A few billion euros to sustain Ukraine’s resources for active defense in 2025 is well within Europe’s means. In early March, the European Union announced plans to create new defense financing mechanisms that enable members to devote more resources to defense production and procurement, generating as much as 840 billion euros in defense spending that addresses domestic spending requirements and assistance to Ukraine. Individual European countries (including Norway and the United Kingdom in recent weeks) have also announced new aid packages and others are preparing to do so. Kyiv, for its part, has demonstrated significant resolve and capacity for innovation. Together, Europe and Ukraine can present a strong enough front in support of U.S.-led negotiations to push Putin to the table.

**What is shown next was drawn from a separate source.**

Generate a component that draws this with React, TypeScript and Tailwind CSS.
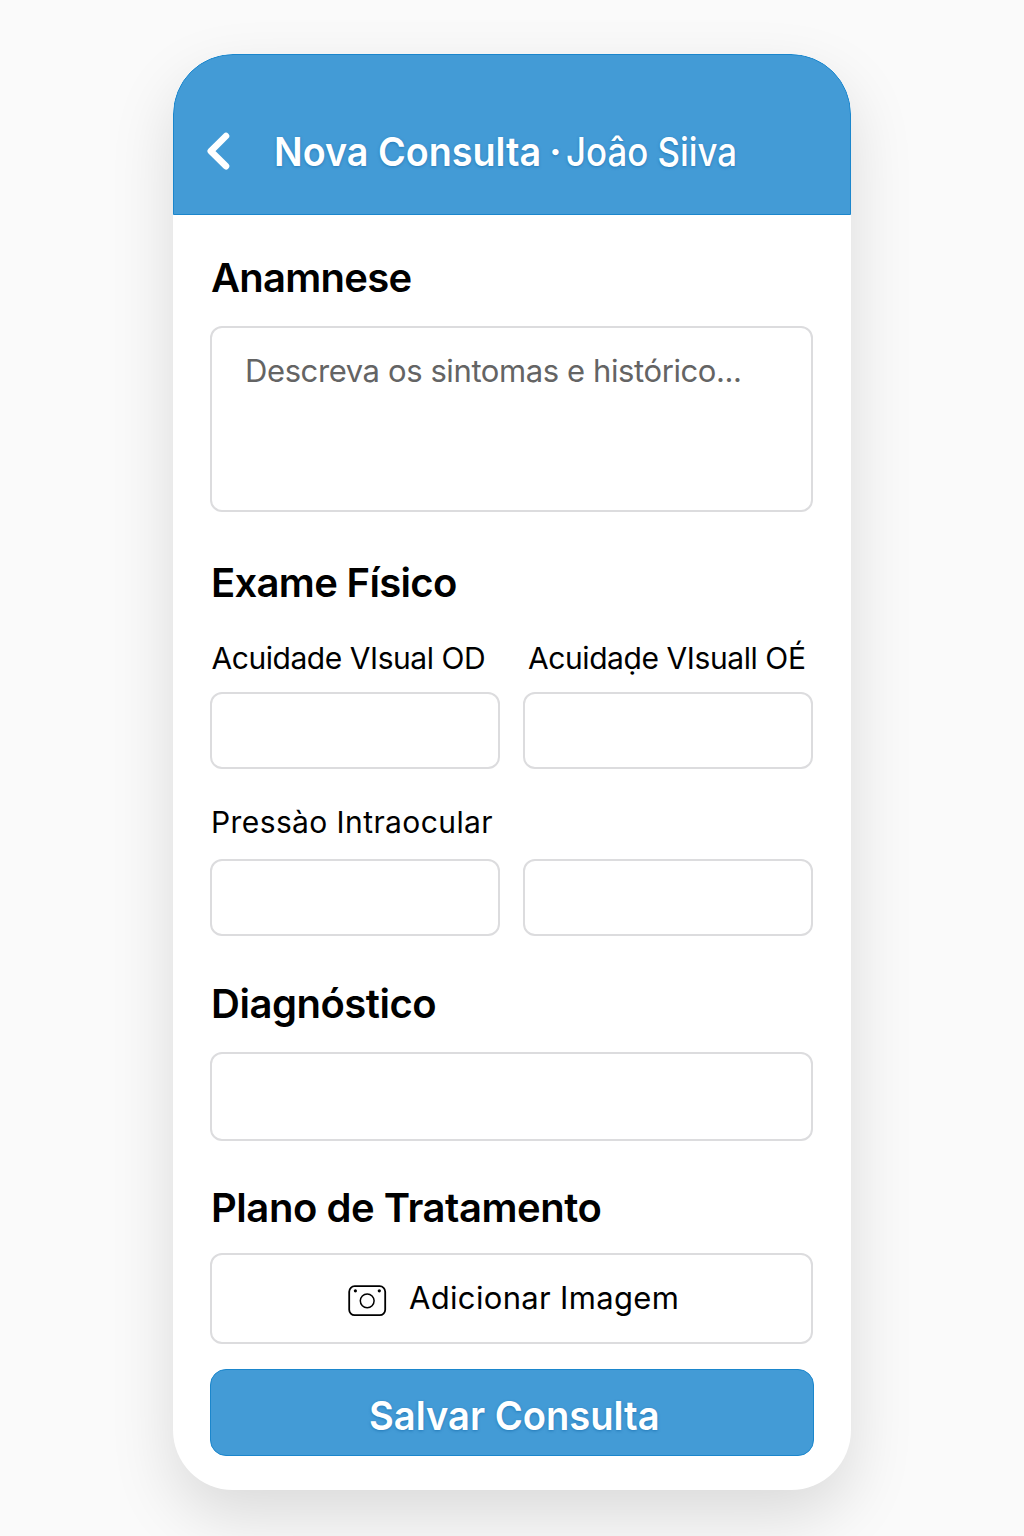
import type { ReactNode } from 'react';

function Heading({ children, className = '' }: { children: ReactNode; className?: string }) {
  return <h2 className={`ml-px h-12 w-max whitespace-nowrap text-[40px] leading-[48px] font-semibold ${className}`}>{children}</h2>;
}

function Label({ children, className = '' }: { children: ReactNode; className?: string }) {
  return <span className={`block h-9 w-max whitespace-nowrap text-[30px] leading-9 ${className}`}>{children}</span>;
}

function Field({ className = '' }: { className?: string }) {
  return <input className={`block w-full rounded-xl border-2 border-[#dcdcde] bg-white px-8 text-[30px] outline-none ${className}`} />;
}

function CameraIcon() {
  return (
    <svg width="40" height="32" viewBox="0 0 40 32" fill="none" stroke="#000" strokeWidth="1.8" className="mt-[4px] block shrink-0">
      <rect x="2.2" y="1.2" width="36" height="29" rx="5.5" />
      <circle cx="20.2" cy="15.8" r="6.9" strokeWidth="1.5" />
      <circle cx="8.4" cy="5.8" r="1.6" fill="#000" stroke="none" />
      <circle cx="32.3" cy="5.8" r="1.6" fill="#000" stroke="none" />
    </svg>
  );
}

export default function App() {
  return (
    <div className="flex h-[1536px] w-[1024px] items-start justify-center overflow-hidden bg-[#fafafa] pt-[54px] font-['Inter',sans-serif] text-black">
      <main className="h-[1436px] w-[678px] overflow-hidden rounded-[60px] bg-white shadow-[0_26px_64px_rgba(0,0,0,0.13)]">
        <header className="flex h-[161px] items-start rounded-t-[60px] border border-[#1b86cc] bg-[#439bd6] pt-[72px] pl-8 text-white">
          <svg width="26" height="40" viewBox="0 0 26 40" fill="none" stroke="#fff" strokeWidth="6.6" strokeLinecap="round" strokeLinejoin="round" className="mt-1 block shrink-0">
            <path d="M20 5 4.8 20.2 20 35.2" />
          </svg>
          <h1 className="ml-[42px] flex text-[40px] leading-[49px] whitespace-nowrap [text-shadow:0_1px_3px_rgba(10,95,160,0.55)]">
            <span className="w-[275px] origin-left scale-x-[0.943] font-semibold">Nova Consulta</span>
            <span className="w-[16.5px] font-semibold">·</span>
            <span className="origin-left scale-x-[0.87] font-medium">Joâo Siiva</span>
          </h1>
        </header>

        <section className="w-[641px] pt-[39px] pl-[37px]">
          <Heading className="tracking-[-0.75px]">Anamnese</Heading>
          <div className="mt-6 h-[186px] w-[603px] rounded-xl border-2 border-[#dcdcde] pt-[25px] pl-[33px]">
            <p className="w-max text-[31px] leading-9 tracking-[-0.4px] whitespace-nowrap text-[#646464]">Descreva os sintomas e histórico...</p>
          </div>

          <Heading className="mt-[47px] tracking-[-0.68px]">Exame Físico</Heading>
          <div className="mt-[33px] grid w-[603px] grid-cols-2 gap-x-[23px]">
            <label>
              <Label className="ml-[1.5px] tracking-[-0.45px]">Acuidade VIsual OD</Label>
              <Field className="mt-4 h-[77px]" />
            </label>
            <label>
              <Label className="ml-[5px] tracking-[-0.42px]">Acuidaḍe VIsuall OÉ</Label>
              <Field className="mt-4 h-[77px]" />
            </label>
          </div>
          <Label className="mt-[35px] ml-px tracking-[0.4px]">Pressào Intraocular</Label>
          <div className="mt-[19px] grid w-[603px] grid-cols-2 gap-x-[23px]">
            <Field className="h-[77px]" />
            <Field className="h-[77px]" />
          </div>

          <Heading className="mt-[44px] tracking-[-0.48px]">Diagnóstico</Heading>
          <div className="mt-6 w-[603px]"><Field className="h-[89px]" /></div>

          <Heading className="mt-[43px] tracking-[-0.45px]">Plano de Tratamento</Heading>
          <button className="mt-[21px] flex h-[91px] w-[603px] items-center rounded-xl border-2 border-[#dcdcde] pl-[135px]">
            <CameraIcon />
            <span className="mb-0.5 ml-[22px] text-[31px] leading-9 tracking-[0.33px] whitespace-nowrap">Adicionar Imagem</span>
          </button>
          <button className="mt-[25px] flex h-[87px] w-[604px] rounded-[16px] border border-[#1b86cc] bg-[#439bd6] pt-[22px] pl-[158px] text-[40px] leading-[48px] font-semibold whitespace-nowrap text-white [text-shadow:0_1px_3px_rgba(10,95,160,0.55)]">
            <span className="origin-left scale-x-[0.953]">Salvar Consulta</span>
          </button>
        </section>
      </main>
    </div>
  );
}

Ukraine and the United States will be in a better position to negotiate peace and to deny Russia’s unacceptable demands for a settlement with Washington committed diplomatically and financially to Kyiv’s defense. But if that path becomes lost, all will not be lost to Ukraine. After withstanding repeated Russian aggression that began in 2014, building an army that repelled Russia’s full-scale invasion in 2022, and maintaining a strong defense in the three years since, it seems very unlikely that Ukrainians will unilaterally surrender now. And with Europe heeding the call to a united defense, they may not need to.